Brent and U.S. crude remained on track to post weekly gains of around 2 percent, as the turmoil in the Middle East, especially in Syria, continues to intensify.

The International Energy Agency's prediction of a further decline in oil consumption and higher supplies weighed on oil prices that have received support from slowed North Sea production and fears of potential supply disruptions from the Middle East.

U.S. gasoline and heating oil futures fell, with gasoline retreating more than 2 percent and testing support below $2.8790 a gallon, its 100-day moving average, a technical level monitored by chart-watching traders and analysts

Brent November crude fell $1.30 to $114.41 a barrel by 11:41 a.m. EDT (1541 GMT), but remained on pace to post a weekly gain of more than 2 percent. Brent's November contract expires on Tuesday.

U.S. November crude was down 33 cents at $91.74 a barrel. Friday's $91.65 to $92.64 trading range was within the previous session's range.

Brent's premium to U.S. crude fell more than $1, dropping back under $23 a barrel after reaching $23.69 on Thursday, the highest since October 2011.

Brent's premium to U.S. crude benchmark West Texas Intermediate (WTI) rose more than $8 a barrel since falling to $15.57 a barrel on Sept. 19 as the European benchmark was squeezed by declining North Sea output.

Production from 12 North Sea streams is set to fall by about 1 percent in November.

The Brent/WTI spread narrowing was "reflecting possible profit-taking in the Brent-WTI spread after it earlier rose to its highest level in a year," Addison Armstrong, senior director at Tradition Energy, said in a note.
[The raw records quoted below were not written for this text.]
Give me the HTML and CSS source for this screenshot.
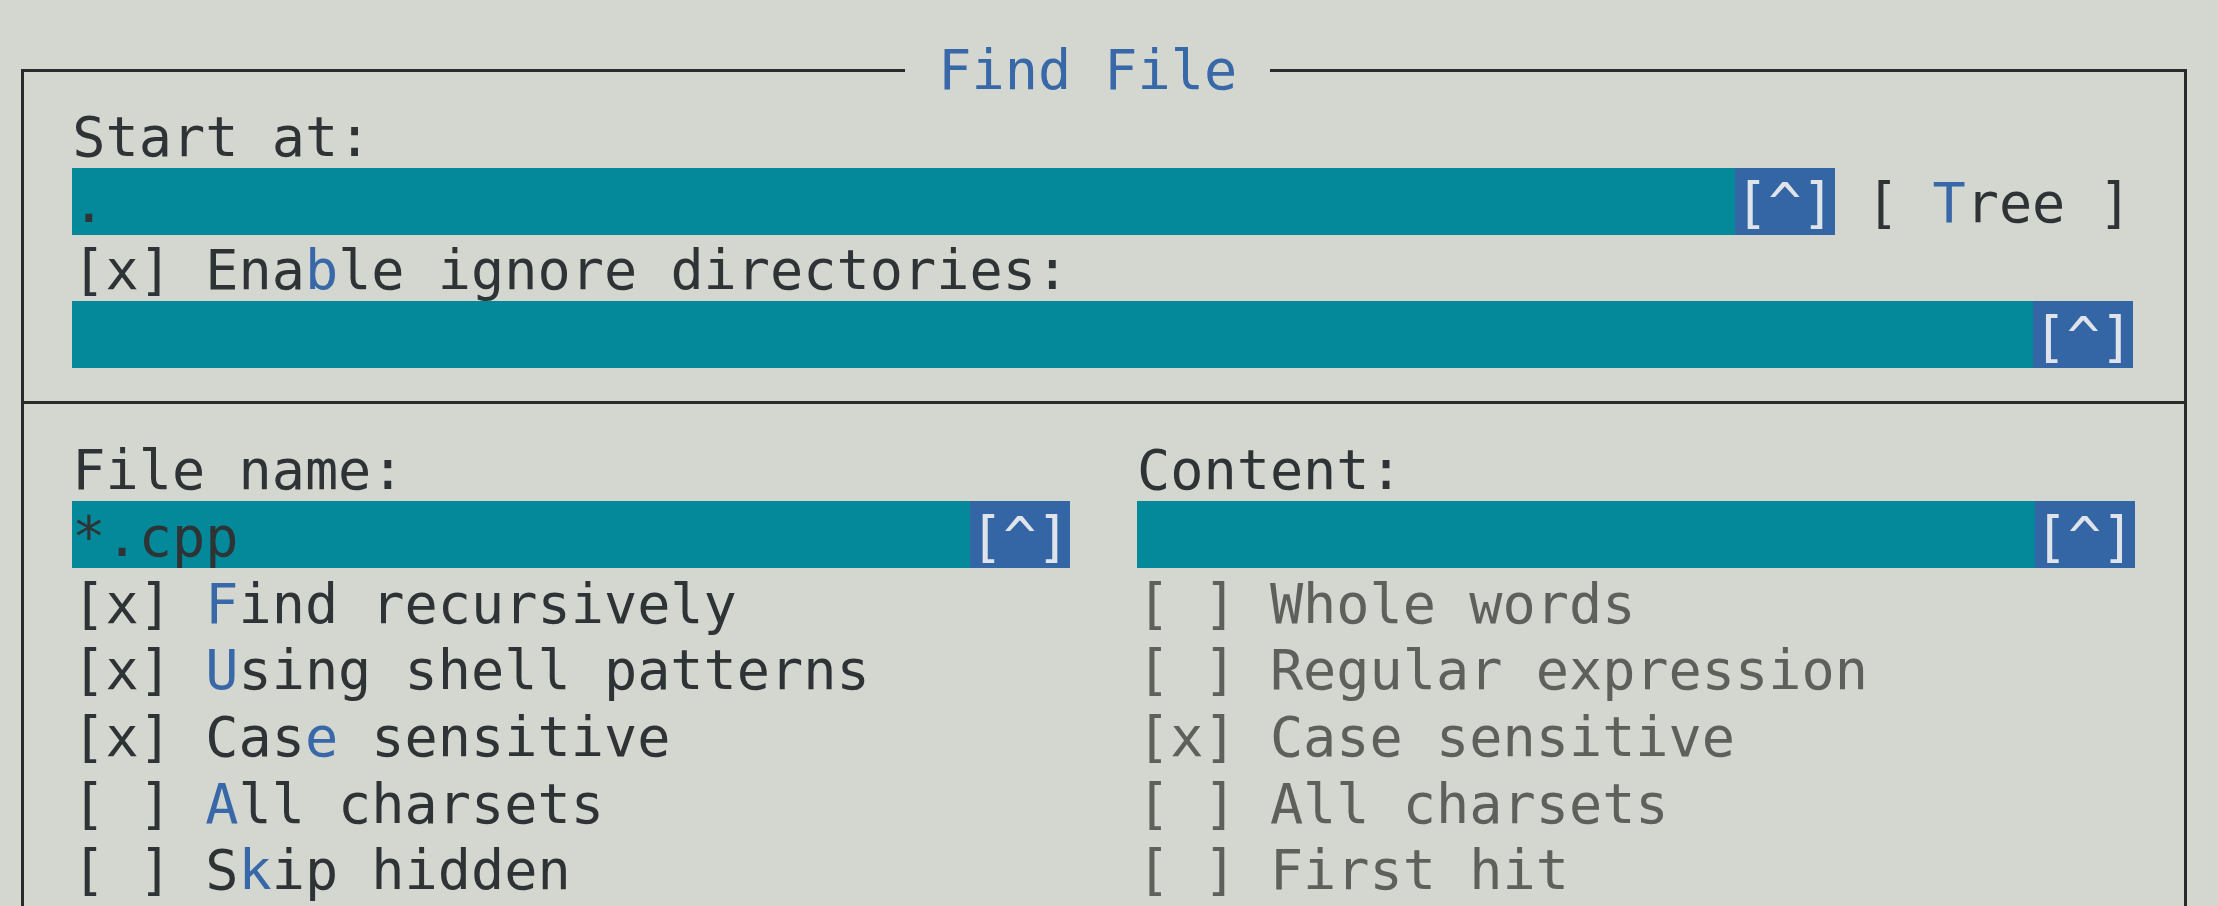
FILE: index.html
```html
<!DOCTYPE html>
<html lang="en">
<head>
<meta charset="utf-8">
<title>Find File</title>
<link rel="stylesheet" href="styles.css">
</head>
<body>
<div class="frame">
  <div class="title"> Find File </div>
  <section class="top">
    <div class="row">Start at:</div>
    <div class="line">
      <div class="input w-start"><span class="val">.</span><span class="hist">[^]</span></div>
      <div class="txt">[ <span class="hk">T</span>ree ]</div>
    </div>
    <div class="row">[x] Ena<span class="hk">b</span>le ignore directories:</div>
    <div class="input w-ignore"><span class="val"></span><span class="hist">[^]</span></div>
  </section>
  <div class="sep"></div>
  <section class="cols">
    <div class="col">
      <div class="row">File name:</div>
      <div class="input w-col"><span class="val">*.cpp</span><span class="hist">[^]</span></div>
      <div class="row">[x] <span class="hk">F</span>ind recursively</div>
      <div class="row">[x] <span class="hk">U</span>sing shell patterns</div>
      <div class="row">[x] Cas<span class="hk">e</span> sensitive</div>
      <div class="row">[ ] <span class="hk">A</span>ll charsets</div>
      <div class="row">[ ] S<span class="hk">k</span>ip hidden</div>
    </div>
    <div class="col">
      <div class="row">Content:</div>
      <div class="input w-col"><span class="val"></span><span class="hist">[^]</span></div>
      <div class="row off">[ ] Whole words</div>
      <div class="row off">[ ] Regular expression</div>
      <div class="row off">[x] Case sensitive</div>
      <div class="row off">[ ] All charsets</div>
      <div class="row off">[ ] First hit</div>
    </div>
  </section>
</div>
</body>
</html>
```
FILE: styles.css
```css
html, body {
  margin: 0;
  padding: 0;
  background: #d3d7cf;
  overflow: hidden;
}
body {
  width: 2218px;
  height: 906px;
  font-family: "DejaVu Sans Mono", "Liberation Mono", monospace;
  font-size: 55.2px;
  color: #2e3436;
}
.frame {
  position: relative;
  box-sizing: border-box;
  width: 2166px;
  margin: 69px 0 0 21px;
  border: 3px solid #272b2c;
  padding: 29.3px 0 60px 48.3px;
}
.title {
  position: absolute;
  left: 881px;
  top: -37.4px;
  height: 66.7px;
  box-sizing: border-box;
  padding-top: 5.5px;
  line-height: 61.2px;
  white-space: pre;
  color: #3868a8;
  background: #d3d7cf;
}
.row, .txt {
  height: 66.7px;
  box-sizing: border-box;
  padding-top: 5.5px;
  line-height: 61.2px;
  white-space: pre;
}
.hk { color: #3868a8; }
.off { color: #5d605b; }
.line {
  display: flex;
  gap: 31px;
}
.input {
  height: 66.7px;
  display: flex;
  background: #03899a;
}
.input .val, .input .hist {
  box-sizing: border-box;
  height: 66.7px;
  padding-top: 5.5px;
  line-height: 61.2px;
  white-space: pre;
}
.input .val { flex: 1; }
.input .hist {
  width: 100px;
  text-align: center;
  background: #3465a4;
  color: #dfe3ea;
}
.w-start { width: 1762.7px; }
.w-ignore { width: 2061px; }
.w-col { width: 997.7px; }
.sep {
  height: 3px;
  background: #272b2c;
  margin: 33px 0 30.7px -48.3px;
}
.cols {
  display: grid;
  grid-template-columns: 997.7px 997px;
  column-gap: 67px;
}
```
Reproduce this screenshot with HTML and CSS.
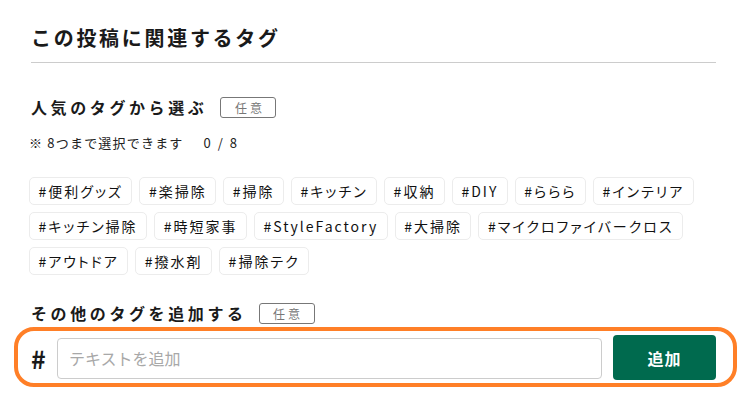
FILE: index.html
```html
<!DOCTYPE html>
<html lang="ja">
<head>
<meta charset="utf-8">
<link rel="stylesheet" href="styles.css">
</head>
<body>
<section class="panel">
  <h1 class="title">この投稿に関連するタグ</h1>

  <div class="sub-head first">
    <h2 class="sub-title">人気のタグから選ぶ</h2>
    <span class="badge">任意</span>
  </div>
  <p class="note">※ 8つまで選択できます<span class="count">0 / 8</span></p>

  <ul class="tags">
    <li class="tag">#便利グッズ</li>
    <li class="tag">#楽掃除</li>
    <li class="tag">#掃除</li>
    <li class="tag">#キッチン</li>
    <li class="tag">#収納</li>
    <li class="tag">#DIY</li>
    <li class="tag">#ららら</li>
    <li class="tag">#インテリア</li>
    <li class="tag">#キッチン掃除</li>
    <li class="tag">#時短家事</li>
    <li class="tag">#StyleFactory</li>
    <li class="tag">#大掃除</li>
    <li class="tag">#マイクロファイバークロス</li>
    <li class="tag">#アウトドア</li>
    <li class="tag">#撥水剤</li>
    <li class="tag">#掃除テク</li>
  </ul>

  <div class="sub-head second">
    <h2 class="sub-title">その他のタグを追加する</h2>
    <span class="badge">任意</span>
  </div>

  <div class="add-row">
    <span class="hash">#</span>
    <input class="add-input" type="text" placeholder="テキストを追加">
    <button class="add-btn" type="button">追加</button>
  </div>
</section>
</body>
</html>
```

FILE: styles.css
```css
* { box-sizing: border-box; }

html, body {
  margin: 0;
  padding: 0;
  background: #fff;
}

body {
  font-family: "Noto Sans CJK JP", "Noto Sans", sans-serif;
  color: #1a1a1a;
}

.panel {
  width: 685px;
  margin-left: 31px;
}

.title {
  margin: 23px 0 0;
  padding-bottom: 9px;
  font-size: 20px;
  line-height: 30px;
  font-weight: 700;
  letter-spacing: 2.7px;
  border-bottom: 1px solid #cccccc;
}

.sub-head {
  display: flex;
  align-items: center;
  height: 21px;
}

.sub-head.first { margin-top: 34px; }
.sub-head.second { margin-top: 28px; }

.sub-title {
  margin: 0;
  font-size: 16px;
  line-height: 21px;
  font-weight: 700;
  letter-spacing: 3.6px;
}

.badge {
  margin-left: 13px;
  width: 56px;
  height: 21px;
  border: 1px solid #777;
  border-radius: 3px;
  color: #777;
  font-size: 12px;
  line-height: 19px;
  text-align: center;
  letter-spacing: 3px;
  text-indent: 3px;
}

.second .badge { margin-left: 12px; }

.note {
  margin: 16px 0 0 -2px;
  font-size: 13px;
  line-height: 18px;
  letter-spacing: 1.2px;
  color: #222;
}

.count {
  margin-left: 20px;
  letter-spacing: 2px;
}

.tags {
  list-style: none;
  margin: 25px 0 0 -2px;
  padding: 0;
  display: flex;
  flex-wrap: wrap;
  gap: 7px;
  width: 700px;
}

.tag {
  height: 28px;
  padding: 0 8.5px;
  border: 1px solid #ececec;
  border-radius: 5px;
  font-size: 14px;
  line-height: 26px;
  letter-spacing: 2px;
  font-feature-settings: "palt";
  color: #111;
}

.add-row {
  display: flex;
  align-items: center;
  margin: 3px -21px 0 -17px;
  height: 60px;
  padding: 0 17px 0 13px;
  border: 4px solid #ff7f27;
  border-radius: 20px;
}

.hash {
  font-size: 25px;
  font-weight: 700;
  width: 13px;
  line-height: 30px;
  margin-top: 2px;
}

.add-input {
  margin-left: 13px;
  width: 545px;
  height: 41px;
  margin-top: 2px;
  border: 1px solid #cccccc;
  border-radius: 4px;
  padding: 0 11px;
  font-family: inherit;
  font-size: 16px;
  color: #222;
  outline: none;
}

.add-input::placeholder { color: #a8a8a8; }

.add-btn {
  margin-left: 11px;
  width: 103px;
  height: 45px;
  border: none;
  border-radius: 4px;
  background: #006a4e;
  color: #fff;
  font-family: inherit;
  font-size: 16px;
  font-weight: 700;
  letter-spacing: 1px;
  margin-top: 1px;
}
```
A cash crude trader said some investors in the spread play were booking profits ahead of the weekend, with so much uncertainty hovering over the market as the conflict in Syria intensifies and Europe grapples with its debt crisis.

IEA CUTS DEMAND EXPECTATIONS

The IEA cut its global oil demand growth projection for 2011-2016 by 500,000 barrels per day (bpd) compared to its previous report, easing the pressure on OPEC to produce more oil.

The agency also cut its 2013 global oil demand projection by 100,000 bpd to 90.48 million bpd, citing lower consumption in Europe, the Americas and China.

"It seems like the market has reacted on the negative side. Crude oil prices reversed from yesterday's gains amid concerns over confirmation of the global oil demand growth," said Myrto Sokou, a senior research analyst at Sucden Financial.